WORK TO COMPLETE | Copy out each line of the material in which the word "full" appears.

EXTRACTED DATA |
----------

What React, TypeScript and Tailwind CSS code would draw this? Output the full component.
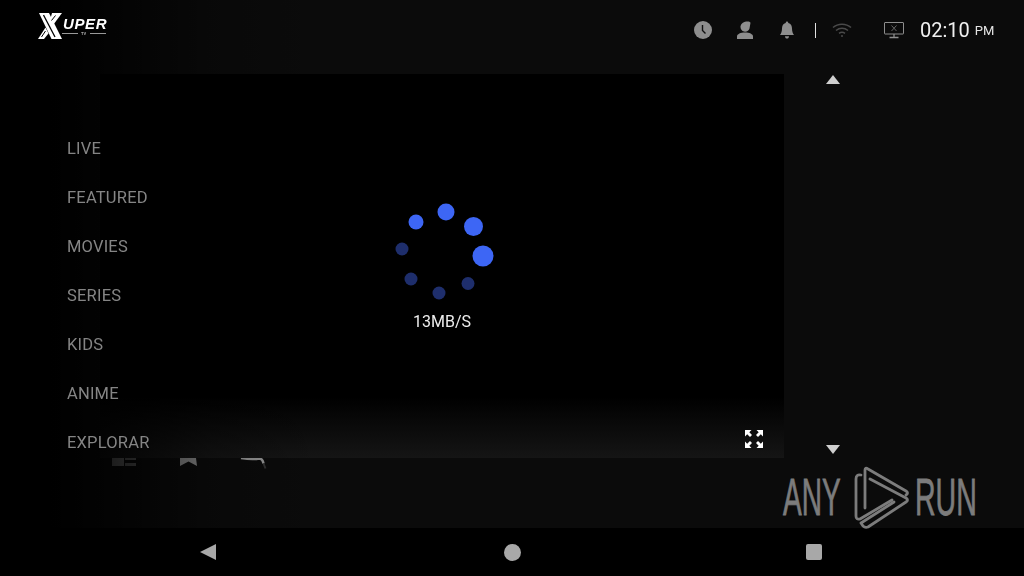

----------

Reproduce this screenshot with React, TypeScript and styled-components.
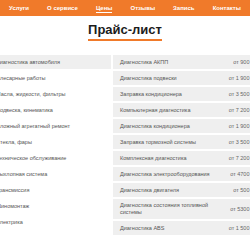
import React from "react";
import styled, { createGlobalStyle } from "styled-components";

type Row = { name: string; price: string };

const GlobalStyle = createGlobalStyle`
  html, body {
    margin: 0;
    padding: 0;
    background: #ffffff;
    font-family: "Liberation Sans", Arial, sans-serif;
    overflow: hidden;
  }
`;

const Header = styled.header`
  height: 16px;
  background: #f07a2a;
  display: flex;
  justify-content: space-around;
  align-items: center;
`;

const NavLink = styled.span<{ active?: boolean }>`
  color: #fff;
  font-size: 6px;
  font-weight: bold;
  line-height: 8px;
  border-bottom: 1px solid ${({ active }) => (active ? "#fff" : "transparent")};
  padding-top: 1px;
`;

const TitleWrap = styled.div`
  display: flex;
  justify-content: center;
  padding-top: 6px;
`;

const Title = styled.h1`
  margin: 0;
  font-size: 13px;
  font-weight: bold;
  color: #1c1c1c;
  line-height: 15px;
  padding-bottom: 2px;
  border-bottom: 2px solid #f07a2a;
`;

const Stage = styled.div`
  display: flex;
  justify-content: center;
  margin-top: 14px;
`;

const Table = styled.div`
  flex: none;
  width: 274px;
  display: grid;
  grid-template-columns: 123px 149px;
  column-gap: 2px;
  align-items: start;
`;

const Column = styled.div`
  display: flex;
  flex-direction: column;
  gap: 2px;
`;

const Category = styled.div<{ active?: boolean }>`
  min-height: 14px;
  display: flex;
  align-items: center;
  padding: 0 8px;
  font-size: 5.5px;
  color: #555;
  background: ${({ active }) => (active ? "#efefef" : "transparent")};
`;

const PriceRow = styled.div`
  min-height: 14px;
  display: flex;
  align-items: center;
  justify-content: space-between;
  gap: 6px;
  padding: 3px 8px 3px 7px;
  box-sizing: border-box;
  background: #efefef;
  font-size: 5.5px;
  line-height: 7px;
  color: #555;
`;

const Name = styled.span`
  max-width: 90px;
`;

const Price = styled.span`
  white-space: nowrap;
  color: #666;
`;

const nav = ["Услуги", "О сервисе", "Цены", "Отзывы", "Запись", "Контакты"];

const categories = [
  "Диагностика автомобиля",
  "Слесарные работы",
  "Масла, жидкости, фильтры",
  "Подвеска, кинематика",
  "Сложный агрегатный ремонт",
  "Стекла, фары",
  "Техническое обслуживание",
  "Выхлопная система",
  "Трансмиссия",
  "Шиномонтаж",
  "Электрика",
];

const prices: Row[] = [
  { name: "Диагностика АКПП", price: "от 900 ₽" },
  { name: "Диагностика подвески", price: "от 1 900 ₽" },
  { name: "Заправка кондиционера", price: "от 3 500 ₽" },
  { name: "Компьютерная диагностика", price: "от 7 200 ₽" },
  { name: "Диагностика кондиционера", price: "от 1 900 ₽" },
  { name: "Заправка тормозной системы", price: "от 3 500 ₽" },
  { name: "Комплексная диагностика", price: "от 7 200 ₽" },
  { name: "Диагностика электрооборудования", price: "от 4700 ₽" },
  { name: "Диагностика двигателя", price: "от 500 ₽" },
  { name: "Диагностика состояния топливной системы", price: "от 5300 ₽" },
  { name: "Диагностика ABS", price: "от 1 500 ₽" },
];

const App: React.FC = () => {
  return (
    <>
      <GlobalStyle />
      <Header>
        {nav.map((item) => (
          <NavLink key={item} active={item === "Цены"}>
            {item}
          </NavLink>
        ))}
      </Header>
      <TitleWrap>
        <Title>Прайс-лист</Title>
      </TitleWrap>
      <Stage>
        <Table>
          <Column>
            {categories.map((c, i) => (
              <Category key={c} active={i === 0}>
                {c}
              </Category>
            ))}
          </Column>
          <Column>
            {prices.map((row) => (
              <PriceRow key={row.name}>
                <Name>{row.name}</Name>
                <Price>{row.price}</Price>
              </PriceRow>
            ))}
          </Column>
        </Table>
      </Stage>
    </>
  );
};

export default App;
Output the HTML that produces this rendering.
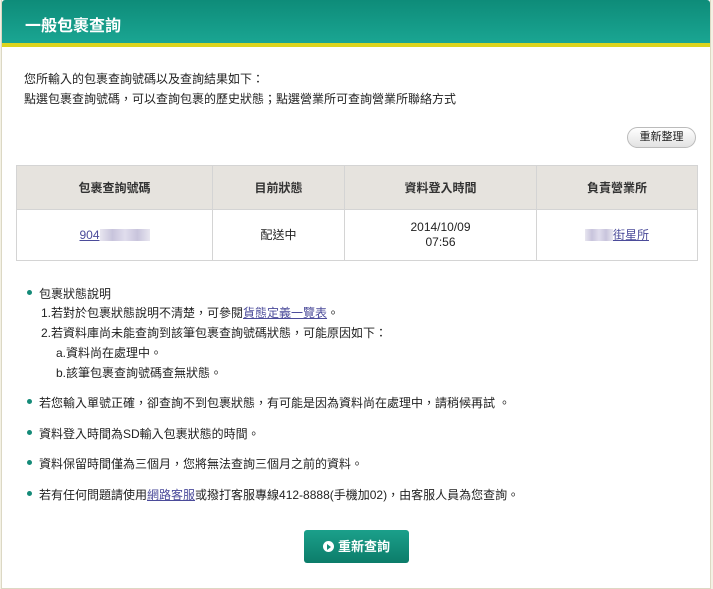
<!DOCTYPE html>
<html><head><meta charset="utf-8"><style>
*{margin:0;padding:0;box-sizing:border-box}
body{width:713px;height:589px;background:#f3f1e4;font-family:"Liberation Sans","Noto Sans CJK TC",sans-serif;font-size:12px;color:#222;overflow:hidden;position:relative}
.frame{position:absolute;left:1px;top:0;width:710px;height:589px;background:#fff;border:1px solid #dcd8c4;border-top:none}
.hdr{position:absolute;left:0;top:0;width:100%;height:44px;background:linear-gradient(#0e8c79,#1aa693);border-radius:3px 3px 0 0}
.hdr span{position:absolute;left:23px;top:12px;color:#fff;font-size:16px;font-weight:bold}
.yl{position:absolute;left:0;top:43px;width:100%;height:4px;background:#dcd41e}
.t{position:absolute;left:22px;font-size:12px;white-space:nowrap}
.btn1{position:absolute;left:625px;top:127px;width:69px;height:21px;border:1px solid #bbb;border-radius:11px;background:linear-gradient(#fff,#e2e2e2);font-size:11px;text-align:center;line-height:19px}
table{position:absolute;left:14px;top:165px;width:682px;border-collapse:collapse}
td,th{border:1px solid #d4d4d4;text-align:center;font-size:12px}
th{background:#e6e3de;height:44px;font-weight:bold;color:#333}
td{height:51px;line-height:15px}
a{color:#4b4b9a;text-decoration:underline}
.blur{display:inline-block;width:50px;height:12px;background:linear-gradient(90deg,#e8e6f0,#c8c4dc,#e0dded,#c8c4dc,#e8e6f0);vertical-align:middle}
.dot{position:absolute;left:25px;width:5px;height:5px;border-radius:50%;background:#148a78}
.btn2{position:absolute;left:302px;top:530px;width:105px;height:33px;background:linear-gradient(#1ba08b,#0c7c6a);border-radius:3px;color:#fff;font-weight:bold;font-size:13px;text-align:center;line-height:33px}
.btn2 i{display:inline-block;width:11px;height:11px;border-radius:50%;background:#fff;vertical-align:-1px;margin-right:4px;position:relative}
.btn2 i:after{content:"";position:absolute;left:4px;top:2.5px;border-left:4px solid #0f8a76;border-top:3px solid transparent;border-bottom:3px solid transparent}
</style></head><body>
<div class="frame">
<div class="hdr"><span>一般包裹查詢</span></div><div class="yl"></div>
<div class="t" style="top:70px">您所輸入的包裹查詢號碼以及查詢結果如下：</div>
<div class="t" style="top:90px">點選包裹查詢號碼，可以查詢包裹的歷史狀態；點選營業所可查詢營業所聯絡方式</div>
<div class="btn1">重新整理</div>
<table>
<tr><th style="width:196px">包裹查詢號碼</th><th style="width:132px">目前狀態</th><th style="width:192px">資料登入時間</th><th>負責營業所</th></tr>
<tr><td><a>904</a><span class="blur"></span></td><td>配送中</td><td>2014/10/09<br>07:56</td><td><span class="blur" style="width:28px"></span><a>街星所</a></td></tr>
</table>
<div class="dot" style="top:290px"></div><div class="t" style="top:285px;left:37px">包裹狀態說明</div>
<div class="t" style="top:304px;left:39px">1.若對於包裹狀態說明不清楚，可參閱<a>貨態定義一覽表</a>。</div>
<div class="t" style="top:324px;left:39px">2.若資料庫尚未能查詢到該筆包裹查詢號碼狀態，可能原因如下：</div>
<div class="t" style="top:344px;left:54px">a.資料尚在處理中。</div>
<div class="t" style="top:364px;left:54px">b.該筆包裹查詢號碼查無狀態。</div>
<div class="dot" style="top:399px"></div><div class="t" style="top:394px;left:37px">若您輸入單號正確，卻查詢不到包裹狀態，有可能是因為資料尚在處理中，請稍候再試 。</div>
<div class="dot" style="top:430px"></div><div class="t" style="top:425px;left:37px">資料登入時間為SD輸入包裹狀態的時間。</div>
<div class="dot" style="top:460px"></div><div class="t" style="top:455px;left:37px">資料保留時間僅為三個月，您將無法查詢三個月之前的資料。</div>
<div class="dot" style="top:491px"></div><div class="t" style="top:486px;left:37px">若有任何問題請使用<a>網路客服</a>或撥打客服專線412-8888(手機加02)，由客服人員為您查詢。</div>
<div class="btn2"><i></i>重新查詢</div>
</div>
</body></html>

----------

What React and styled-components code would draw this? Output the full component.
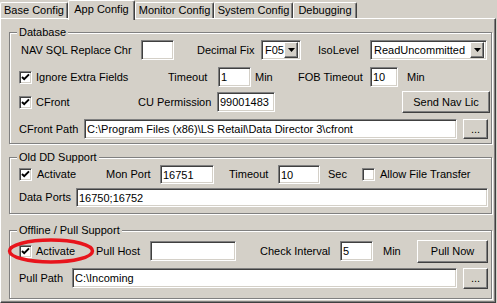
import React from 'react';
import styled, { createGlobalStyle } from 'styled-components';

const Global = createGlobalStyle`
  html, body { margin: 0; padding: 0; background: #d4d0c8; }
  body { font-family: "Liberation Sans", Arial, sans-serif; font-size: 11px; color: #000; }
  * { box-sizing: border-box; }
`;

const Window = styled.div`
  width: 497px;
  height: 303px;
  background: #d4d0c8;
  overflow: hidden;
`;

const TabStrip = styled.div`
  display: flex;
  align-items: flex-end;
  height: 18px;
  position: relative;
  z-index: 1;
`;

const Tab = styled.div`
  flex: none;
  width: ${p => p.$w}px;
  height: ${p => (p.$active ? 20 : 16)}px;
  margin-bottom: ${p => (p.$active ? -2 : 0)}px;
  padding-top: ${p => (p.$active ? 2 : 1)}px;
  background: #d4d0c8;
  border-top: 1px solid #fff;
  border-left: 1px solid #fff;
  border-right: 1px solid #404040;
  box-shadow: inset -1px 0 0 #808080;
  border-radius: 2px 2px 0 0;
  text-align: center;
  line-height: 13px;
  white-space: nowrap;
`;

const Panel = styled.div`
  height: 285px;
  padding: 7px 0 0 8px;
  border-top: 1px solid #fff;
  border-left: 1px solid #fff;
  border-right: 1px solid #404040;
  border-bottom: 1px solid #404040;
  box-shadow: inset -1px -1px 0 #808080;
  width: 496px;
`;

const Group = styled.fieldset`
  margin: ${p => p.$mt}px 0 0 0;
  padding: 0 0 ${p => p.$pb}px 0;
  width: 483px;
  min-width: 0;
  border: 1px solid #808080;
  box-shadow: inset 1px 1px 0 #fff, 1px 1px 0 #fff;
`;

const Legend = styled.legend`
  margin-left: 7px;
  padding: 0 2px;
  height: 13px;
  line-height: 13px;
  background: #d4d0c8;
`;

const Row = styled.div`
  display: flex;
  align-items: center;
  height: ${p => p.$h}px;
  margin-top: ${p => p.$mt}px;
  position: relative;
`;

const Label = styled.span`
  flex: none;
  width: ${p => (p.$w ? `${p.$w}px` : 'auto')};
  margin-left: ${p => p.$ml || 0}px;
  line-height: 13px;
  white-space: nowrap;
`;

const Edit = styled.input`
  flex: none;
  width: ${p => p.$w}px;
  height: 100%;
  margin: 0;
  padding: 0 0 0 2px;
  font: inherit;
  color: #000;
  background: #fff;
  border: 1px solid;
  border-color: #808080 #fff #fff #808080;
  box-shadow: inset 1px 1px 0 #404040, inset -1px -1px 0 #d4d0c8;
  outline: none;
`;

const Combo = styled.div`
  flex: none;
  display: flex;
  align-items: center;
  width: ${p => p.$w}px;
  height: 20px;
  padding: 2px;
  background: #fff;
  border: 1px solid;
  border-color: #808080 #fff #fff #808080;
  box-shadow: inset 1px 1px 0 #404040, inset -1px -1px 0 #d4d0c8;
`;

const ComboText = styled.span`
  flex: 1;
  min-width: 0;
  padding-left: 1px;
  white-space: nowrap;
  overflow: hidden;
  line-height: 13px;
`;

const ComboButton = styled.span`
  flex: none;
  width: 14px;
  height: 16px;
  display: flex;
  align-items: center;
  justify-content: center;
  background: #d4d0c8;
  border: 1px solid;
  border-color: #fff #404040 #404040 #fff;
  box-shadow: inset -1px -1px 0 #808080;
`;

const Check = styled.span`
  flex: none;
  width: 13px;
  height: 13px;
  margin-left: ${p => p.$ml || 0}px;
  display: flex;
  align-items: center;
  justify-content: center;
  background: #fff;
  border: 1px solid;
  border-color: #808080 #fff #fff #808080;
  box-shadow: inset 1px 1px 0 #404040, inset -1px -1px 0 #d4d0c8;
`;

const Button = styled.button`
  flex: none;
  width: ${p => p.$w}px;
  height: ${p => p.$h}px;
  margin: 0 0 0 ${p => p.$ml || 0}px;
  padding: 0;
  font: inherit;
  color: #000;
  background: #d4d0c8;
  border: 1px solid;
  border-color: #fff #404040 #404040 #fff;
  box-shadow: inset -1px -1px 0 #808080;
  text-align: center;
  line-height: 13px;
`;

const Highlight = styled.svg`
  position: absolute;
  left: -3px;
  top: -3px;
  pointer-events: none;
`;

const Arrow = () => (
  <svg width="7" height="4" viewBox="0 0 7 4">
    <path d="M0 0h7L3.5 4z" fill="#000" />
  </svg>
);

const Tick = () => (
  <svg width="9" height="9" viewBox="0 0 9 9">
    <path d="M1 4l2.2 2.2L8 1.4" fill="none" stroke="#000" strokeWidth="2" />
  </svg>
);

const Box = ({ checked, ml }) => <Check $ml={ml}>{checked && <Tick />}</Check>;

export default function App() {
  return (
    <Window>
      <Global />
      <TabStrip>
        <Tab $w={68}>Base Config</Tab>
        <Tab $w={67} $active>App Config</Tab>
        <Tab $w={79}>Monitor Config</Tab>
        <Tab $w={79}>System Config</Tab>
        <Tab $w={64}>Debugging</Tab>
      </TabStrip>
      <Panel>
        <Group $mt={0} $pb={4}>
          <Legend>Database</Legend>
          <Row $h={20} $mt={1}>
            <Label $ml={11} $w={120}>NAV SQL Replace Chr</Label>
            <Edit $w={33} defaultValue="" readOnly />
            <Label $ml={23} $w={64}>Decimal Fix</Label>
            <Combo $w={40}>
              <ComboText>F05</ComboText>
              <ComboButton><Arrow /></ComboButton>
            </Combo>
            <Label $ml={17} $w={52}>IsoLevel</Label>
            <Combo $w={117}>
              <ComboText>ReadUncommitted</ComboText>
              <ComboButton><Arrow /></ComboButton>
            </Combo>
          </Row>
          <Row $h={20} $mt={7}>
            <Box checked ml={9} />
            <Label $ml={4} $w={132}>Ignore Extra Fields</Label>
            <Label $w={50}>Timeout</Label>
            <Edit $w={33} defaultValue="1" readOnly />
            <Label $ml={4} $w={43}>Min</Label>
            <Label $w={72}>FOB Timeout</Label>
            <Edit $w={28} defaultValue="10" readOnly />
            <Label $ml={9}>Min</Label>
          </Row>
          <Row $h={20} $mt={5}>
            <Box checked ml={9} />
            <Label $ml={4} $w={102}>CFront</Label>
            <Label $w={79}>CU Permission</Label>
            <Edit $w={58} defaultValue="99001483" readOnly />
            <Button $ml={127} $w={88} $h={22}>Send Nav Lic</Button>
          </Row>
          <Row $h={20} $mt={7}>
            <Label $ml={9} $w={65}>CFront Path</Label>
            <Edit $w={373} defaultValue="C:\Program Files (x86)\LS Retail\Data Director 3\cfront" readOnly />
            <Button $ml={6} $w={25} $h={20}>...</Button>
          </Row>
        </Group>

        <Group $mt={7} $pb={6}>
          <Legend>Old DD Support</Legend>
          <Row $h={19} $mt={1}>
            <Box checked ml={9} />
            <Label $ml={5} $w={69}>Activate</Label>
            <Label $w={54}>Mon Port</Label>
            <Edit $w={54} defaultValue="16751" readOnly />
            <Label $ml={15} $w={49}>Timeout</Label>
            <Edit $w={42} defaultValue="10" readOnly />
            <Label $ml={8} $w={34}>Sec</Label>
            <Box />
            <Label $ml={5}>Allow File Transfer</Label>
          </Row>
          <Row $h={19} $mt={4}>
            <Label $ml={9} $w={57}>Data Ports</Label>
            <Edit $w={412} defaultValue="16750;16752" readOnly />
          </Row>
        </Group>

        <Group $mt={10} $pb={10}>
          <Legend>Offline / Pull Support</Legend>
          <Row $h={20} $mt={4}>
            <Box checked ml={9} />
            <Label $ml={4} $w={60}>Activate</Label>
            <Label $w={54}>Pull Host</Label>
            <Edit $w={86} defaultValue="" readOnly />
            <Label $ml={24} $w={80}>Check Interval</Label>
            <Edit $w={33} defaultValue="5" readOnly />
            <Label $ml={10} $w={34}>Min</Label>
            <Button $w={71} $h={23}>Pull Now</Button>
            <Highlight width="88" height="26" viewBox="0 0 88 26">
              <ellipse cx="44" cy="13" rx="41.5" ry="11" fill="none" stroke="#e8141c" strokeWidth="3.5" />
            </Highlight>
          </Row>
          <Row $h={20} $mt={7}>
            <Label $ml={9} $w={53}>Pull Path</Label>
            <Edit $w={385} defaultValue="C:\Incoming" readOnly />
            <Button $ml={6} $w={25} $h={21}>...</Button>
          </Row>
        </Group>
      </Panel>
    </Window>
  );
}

----------

COMPLETE ANSWER |
What React, TypeScript and Tailwind CSS code would draw this? Output the full component.
What React and styled-components code would draw this? Output the full component.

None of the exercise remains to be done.